Wednesday, August 29, 2018

The School for Good and Evil




Soman Chainani, the author of The School of Good and Evil, is coming to Read Up Greenville this year, so I was excited to read the first book in this series.  I’m always up for a twisted fairy tale (see my review on As Old As Time), however, this one fell a little flat for me.

Sophie and Agatha live in the tiny town of Gavaldon where all kids are obsessed with reading fairy tales…because every four years two children are kidnapped and then later appear INSIDE the fairy tale stories.  Sophie is sure she will be kidnapped because she’s been meticulously planning her good deeds to show she’s the best choice.  Her sullen and reclusive friend Agatha thinks Sophie’s crazy, but when the girls are kidnapped, they are dropped into their fates…Agatha’s dropped into the School of Good and Sophie’s dropped into the School of Evil.  Sure there’s been a mistake, the two friends try to figure out a way to change places and find their Happily Ever After.  Easier said than done since they are up against a mysterious School Master, wolf and fairy guards (more vicious than they sound), and stereotypical classmates who want them to fail.

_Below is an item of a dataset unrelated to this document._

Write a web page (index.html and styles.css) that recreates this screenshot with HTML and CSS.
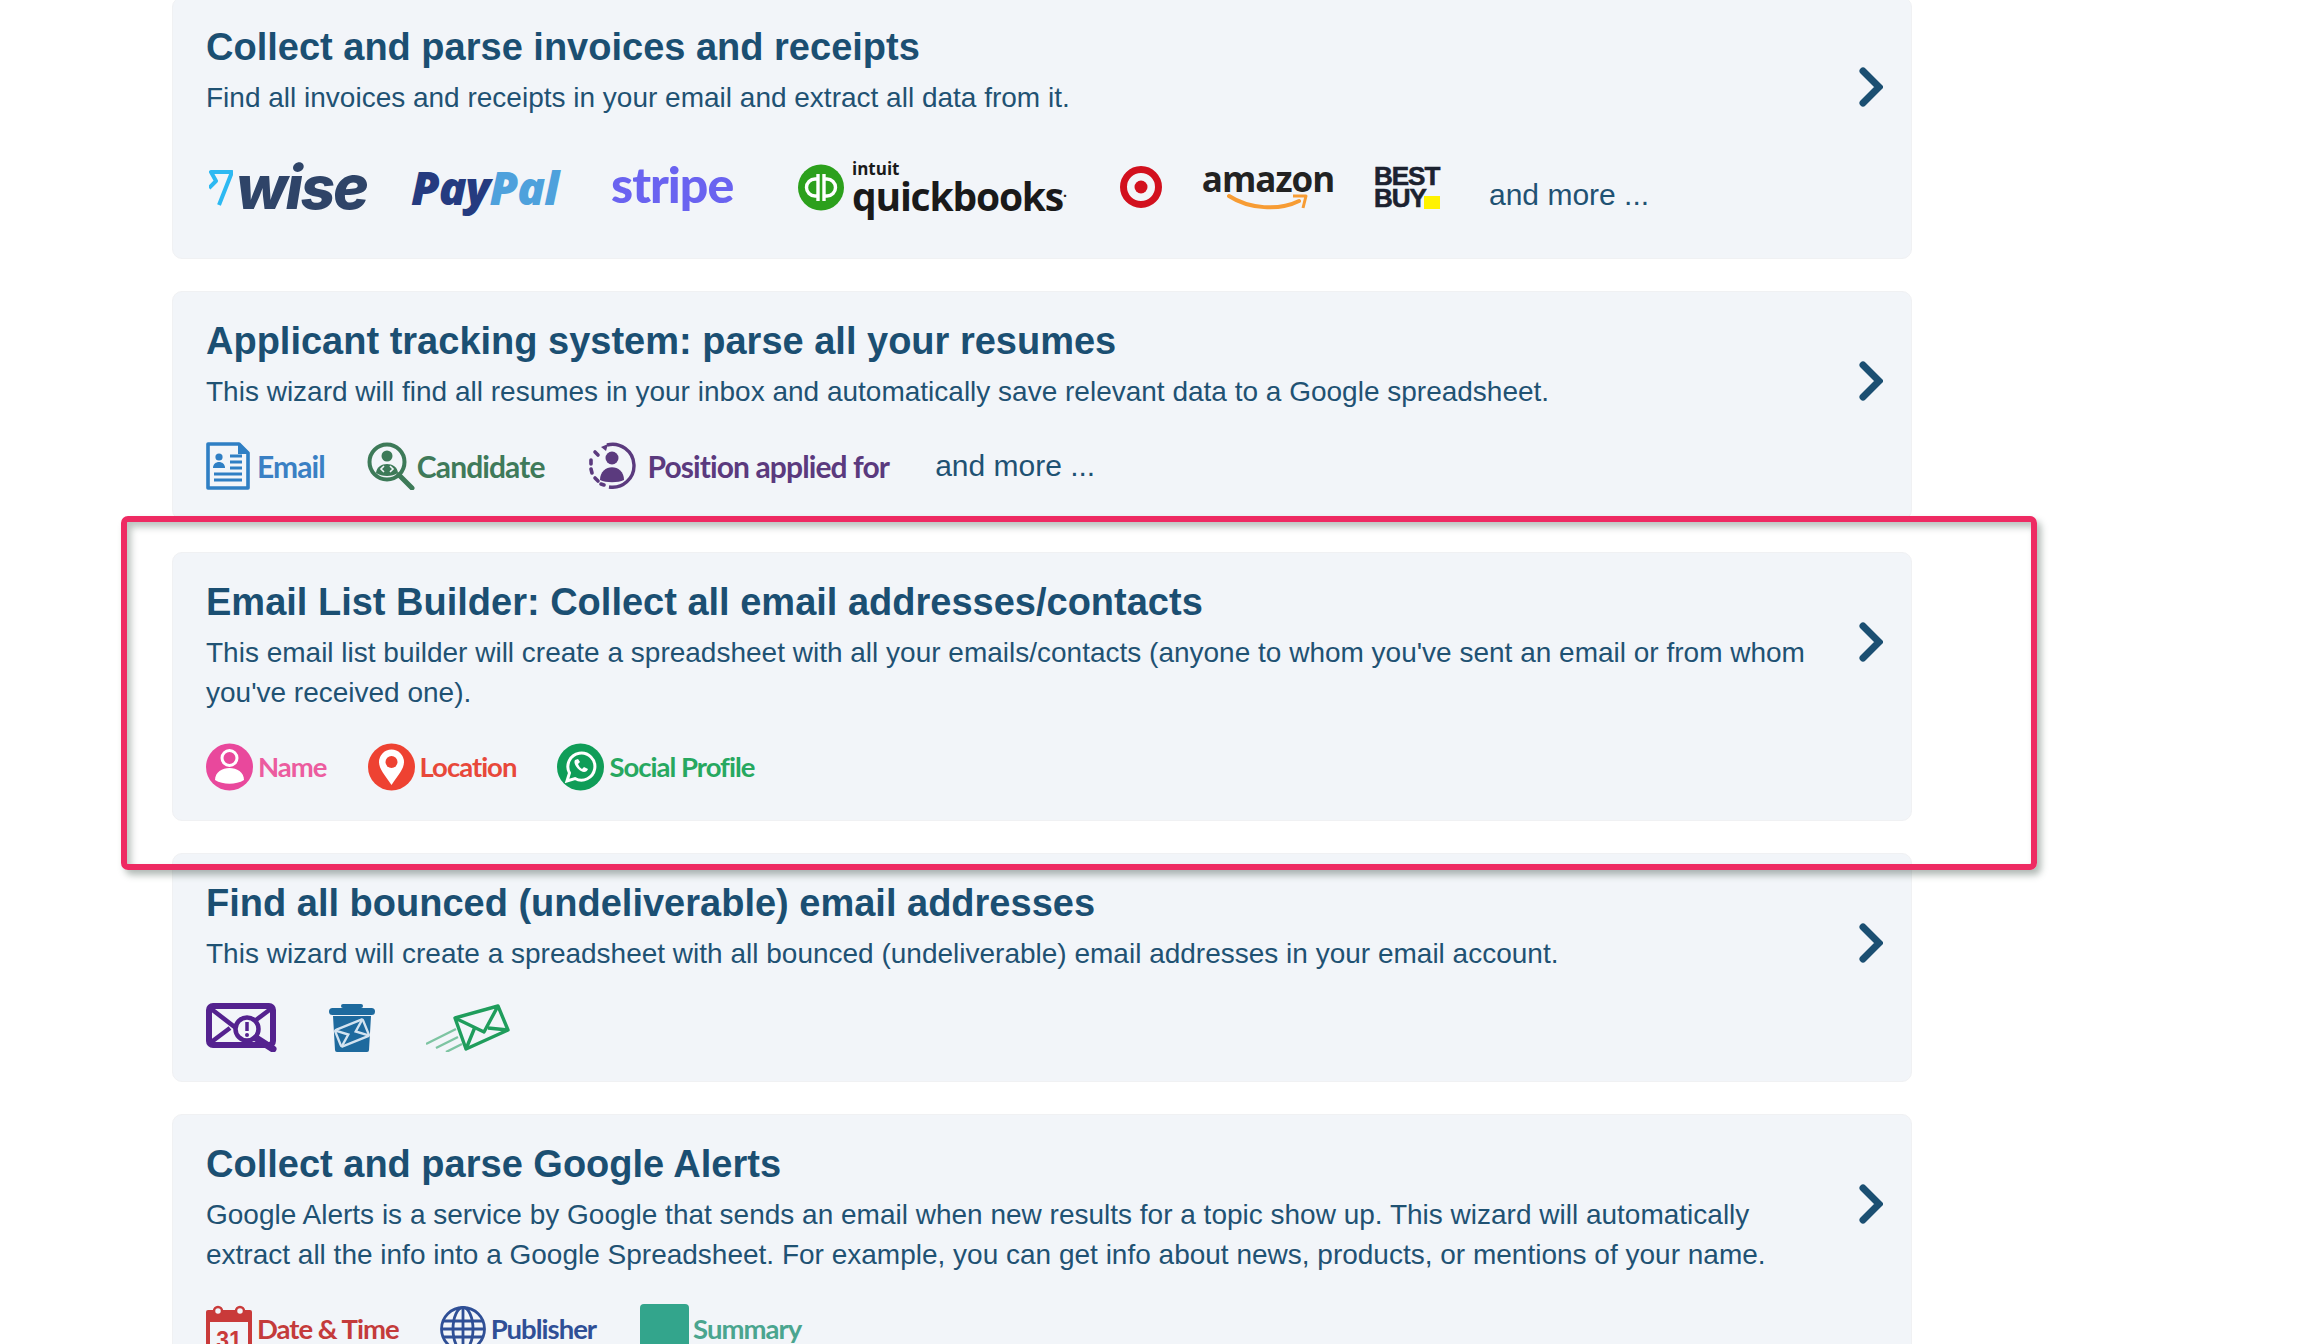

What originally got me to pick this one up was the premise:  what happens when good and evil are switched?  What if both sides claim to be good?  I found the concept interesting, but the execution, for me, was off.  First, I really didn’t like the characters.  Their classmates were so stereotypical (the villains were all ugly, glowering, and bent on beating Good; the princesses were all beautiful but vapid and shallow and the princes were even worse).  Sophie and Agatha had some character development, but it was slow and repetitive and unbelievable by the end.  The other thing that bothered me was the plot.  The story is 488 pages…and it feels like it.  Some of the plot seems to be added just because they wanted the story to be longer instead of driving and adding to the central story.  It was just frustrating because I had such high hopes for this novel, and it didn’t meet my expectations.

Teens may still enjoy this book (and all the drama involved), but for me, it didn’t live up to the hype.